On appeal, Cambelt contends that the trial court erred in admitting portions of the testimony of Dalton’s expert witness, that the trial court did not instruct the jury properly on the issues of contributory negligence and comparative negligence, and that on the facts, the jury could not have found that Dalton gave no express or implied warranties. Some of the errors Cam-belt addresses might justify a reversal if this case had gone to the jury on special verdicts or interrogatories and the jury had found for Dalton on one of the issues to which the claims of error are directed. However, the case went to the jury on a general verdict. As explained below, because we find support for that verdict on at least one theory against which no error is charged, it is unnecessary to consider Cam-belt’s various arguments unless we first conclude that it was error to submit the case on a general verdict.
This was a complicated case with a number of conflicting claims and several alternative theories for recovery. Cambelt submitted special verdicts to the court, but they were not given. The use of special verdicts or interrogatories is a matter for the trial court’s sound discretion. Utah R.Civ.P. 49; Reiser v. Lohner, 641 P.2d 93, 98 (Utah 1982). Special verdicts or interrogatories to the jury might have assisted the jury in sorting out the difficult issues presented. Indeed, the general verdict that the court submitted to the jury may well have permitted the jurors to avoid grappling with those complex issues. However, Cambelt did not object to the trial court’s failure to provide the jury with special verdicts. Utah Rule of Civil Procedure 51 provides that “[n]o party may assign as error the giving or the failure to give an instruction unless he objects thereto. In objecting to the giving of an instruction, a party must state distinctly the matter to which he objects and the grounds for his objection.” Since Cambelt did not object below, it cannot raise the failure to give special verdicts or interrogatories on appeal. See, e.g., Jensen v. Eakins, 575 P.2d 179, 180 (Utah 1978); Morgan v.

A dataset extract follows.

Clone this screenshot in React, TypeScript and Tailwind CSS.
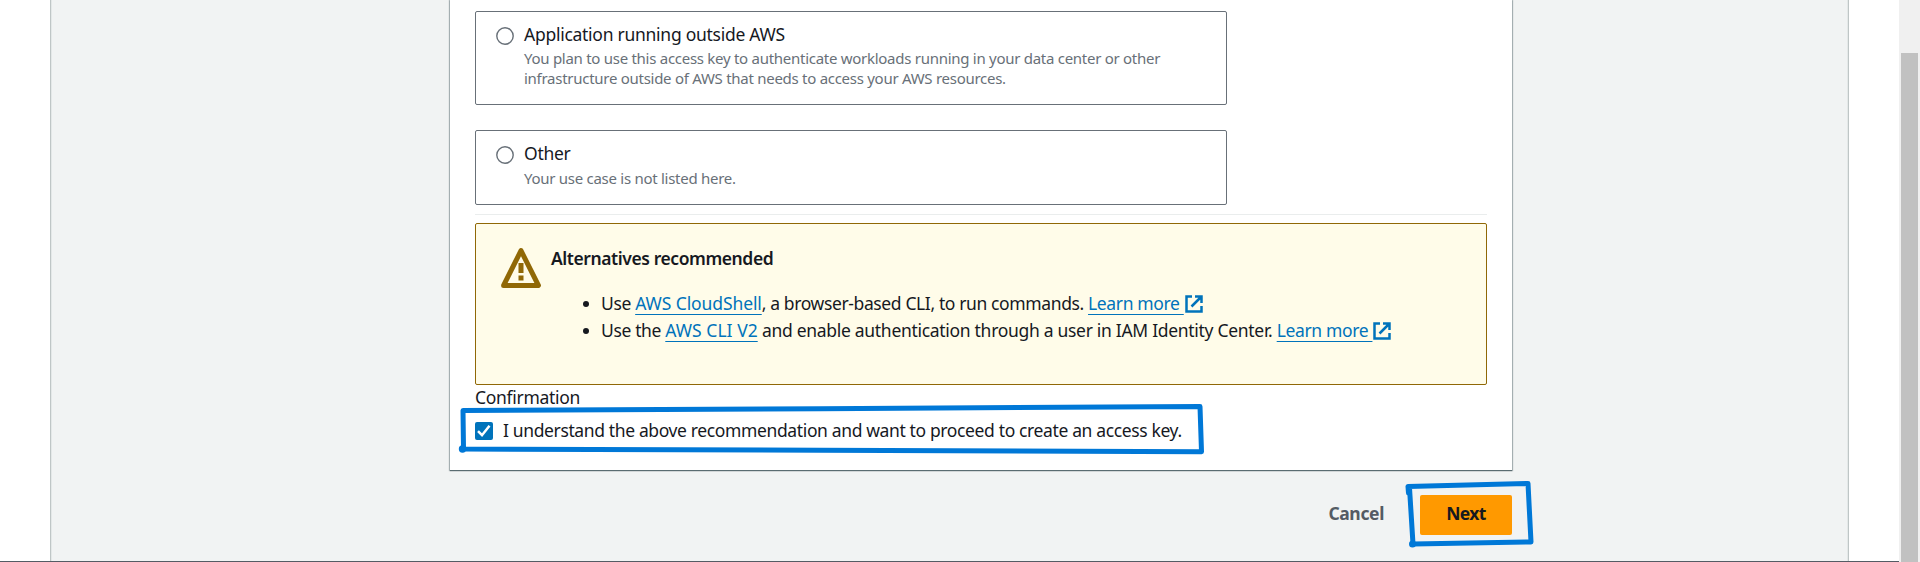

Pistone, 25 Utah 2d 63, 64, 475 P.2d 839, 840 (1970).
It is true that rule 51 also provides that this Court “in its discretion and in the interests of justice” may review an instructional error which has not been properly preserved. However, Cambelt has not met its burden of showing special circumstances warranting such a review. See, e.g., E.A. Strout Western Realty Agency, Inc. v. W.C. Foy & Sons, Inc., 665 P.2d 1320, 1322 (Utah 1983). Thus we do not consider whether there was error in the failure to give special verdicts or interrogatories.
Therefore, we are faced with a judgment based upon a general verdict rejecting all of Cambelt’s claims against Dalton and granting Dalton judgment on his counterclaim against Cambelt. When a case is submitted to a jury on several alternative *1242grounds and a general verdict is returned, we will affirm if the jury properly could have found for the prevailing party on any of the theories comprehended by the general verdict. E.g., Barson v. E.R. Squibb & Sons, Inc., 682 P.2d 832, 835 (Utah 1984) (citing Leigh Furniture and Carpet Co. v. Isom, 657 P.2d 293, 301-02 (Utah 1982)).
The errors that Cambelt raises on appeal all relate to Cambelt’s theory that Cambelt and Dalton entered into an oral contract under which Dalton would act as a subcontractor. Dalton’s defense and his counterclaim were based on the theory that he did not contract to construct the storage tank support platform, but, instead, agreed only to provide Cambelt with a crew. Dalton claimed that he did not take any responsibility for supervising the job or assuring that the platform was built in any particular manner.
At trial, oral testimony by Dalton fully supported his theory of the case. Cam-belt’s testimony contradicted it. The jury’s verdict rejecting Cambelt’s claims and awarding Dalton some $35,000 in damages is entirely consistent with its having accepted Dalton’s testimony and rejected Cambelt’s as to the nature of the relationship between the parties. The resolution of this factual dispute is a matter we leave to the jury. We cannot say that the evidence on this issue “so clearly preponderates in favor of the appellant that reasonable people would not differ on the outcome of the case.” E.A. Strout Western Realty Agency, Inc. v. W. C. Foy & Sons, Inc., 665 P.2d at 1322 (citing Ute-Cal Land Development Corp. v. Sather, 605 P.2d 1240 (Utah 1980)). The burden on an appellant to establish that the evidence does not support the jury's verdict and the factual findings implicit in that verdict under such a circumstance is quite heavy. We consider the evidence in the light most favorable to the verdict, and we will not overturn that verdict when it is supported by substantial and competent evidence. Von Hake v. Thomas, 705 P.2d 766, 769 (Utah 1985). “To successfully attack the verdict, an appellant must marshall all the evidence supporting the verdict and then demonstrate that, even viewing the evidence in the light most favorable to that verdict, the evidence is insufficient to support it.” Id. (citing Scharf v. BMG Corp., 700 P.2d 1068, 1070 (Utah 1985));1 Morgan v. Quailbrook Condominium Co., 704 P.2d 573, 577 n. 3 (Utah 1985). Therefore, the general verdict in favor of Dalton is sustainable without regard to whether errors may have been committed with respect to other issues also submitted to the jury. Barson v. E.R. Squibb & Sons, Inc., 682 P.2d at 835.
The verdict is affirmed. Costs to respondent.
HALL, C.J., STEWART, Associate C.J., and DURHAM, J., concur.
. In Scharf v. BMG Corp., we stated this standard of review as it then applied with respect to findings of fact entered in a judge-tried civil matter. The promulgation of Utah Rule of Civil Procedure 52(a), which mandates that a trial judge's findings of fact "shall not be set aside unless clearly erroneous,” alters this standard somewhat in judge-tried cases. Still, the standard has continuing validity in regard to a jury’s factual findings.